The church has consistently recognized that universalism is unbiblical and false. Jesus spoke plainly about hell -hell as a real place of eternal punishment, banishment, and destruction (see. And so did every author of the New Testament. Some examples include Mark (9:42-48); Matthew (5:20-30; 24-25); Luke (16:19-31); Paul (2 Thess. 1:5-10); the author of Hebrews (10:27-31); James (4:12; 5:1-5); Peter (2 Pet. 2:4-17); Jude (13-23); and John (Rev. 21:8; 22:15).
In the end, God wins-God himself, not just a sentimental view of love that is divorced from the biblical portrait of God. And because the true and biblical God wins, evil is defeated, righteousness upheld, goodness vindicated, his people saved, the wicked punished, and his glory displayed (Rev. 20-22).
CP: Referring back to your editorial's description of God's nature, how is that God can both grieve sin and punish the wicked without compromising?

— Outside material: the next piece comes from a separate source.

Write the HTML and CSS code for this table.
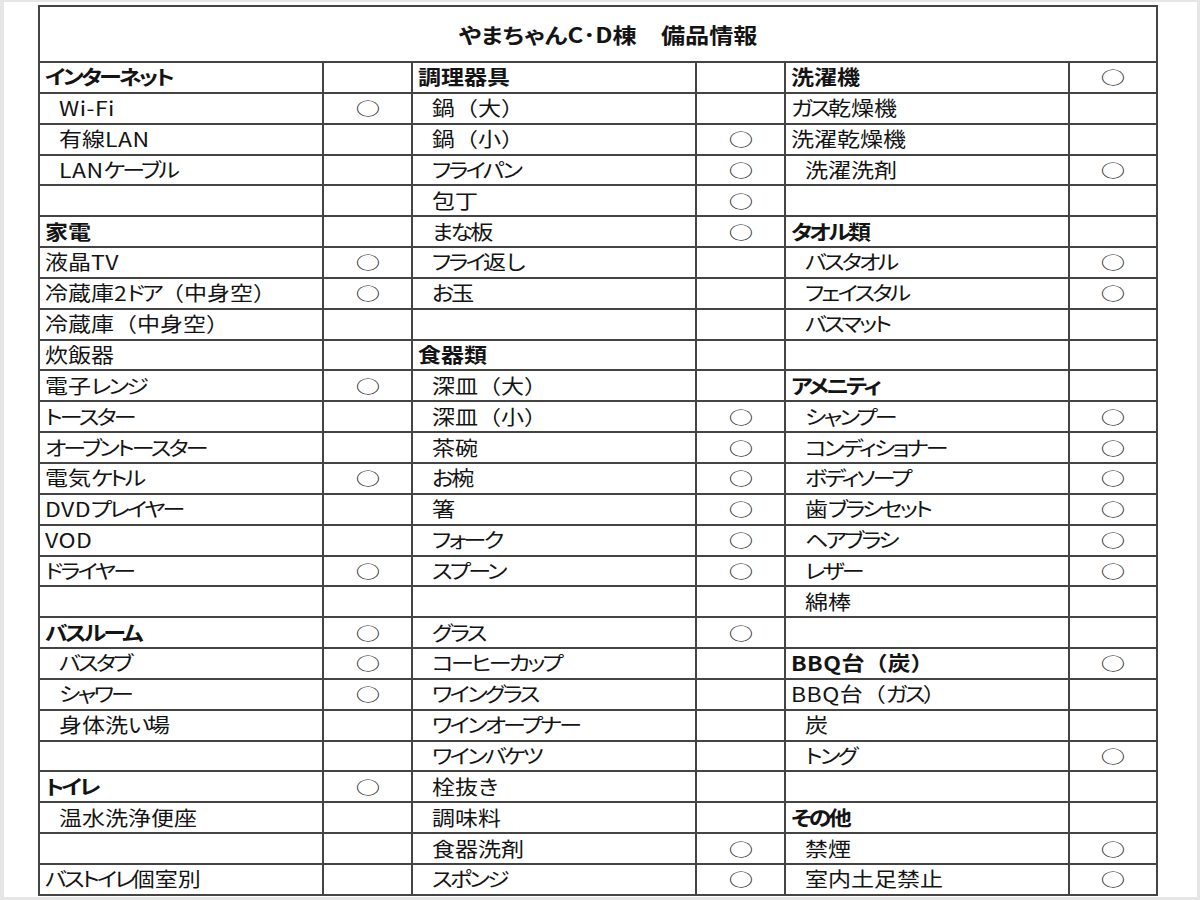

How can we do the same in our daily lives?
Morgan: We need to get beyond bumper sticker sloganeering and realize there are a variety of important issues that relate to these matters. We rightly grieve that people rebel against God, rightly long for their conversion, and rightly weep at their demise. But we also are rightly outraged at their evil, rightly defend those whom they oppress, and rightly appreciate when they are punished for their evil atrocities. The just punishment of evil is good, right, fitting-even if impartial, incomplete, and imperfect on this side of the final judgment. We know this of peace and love, and we tend to forget this when we think of justice. For example, when there is some peace in the world, we can celebrate that, all the while knowing the peace is imperfect, partial, and incomplete. But it is still good, a foretaste of the ultimate display of God's cosmic reconciliation. Some justice on earth still shows sparks of the final, future justice that is to come. Yes, today's version, the human version, is always tainted and fragmented. But it is still good and worthy of our appreciation.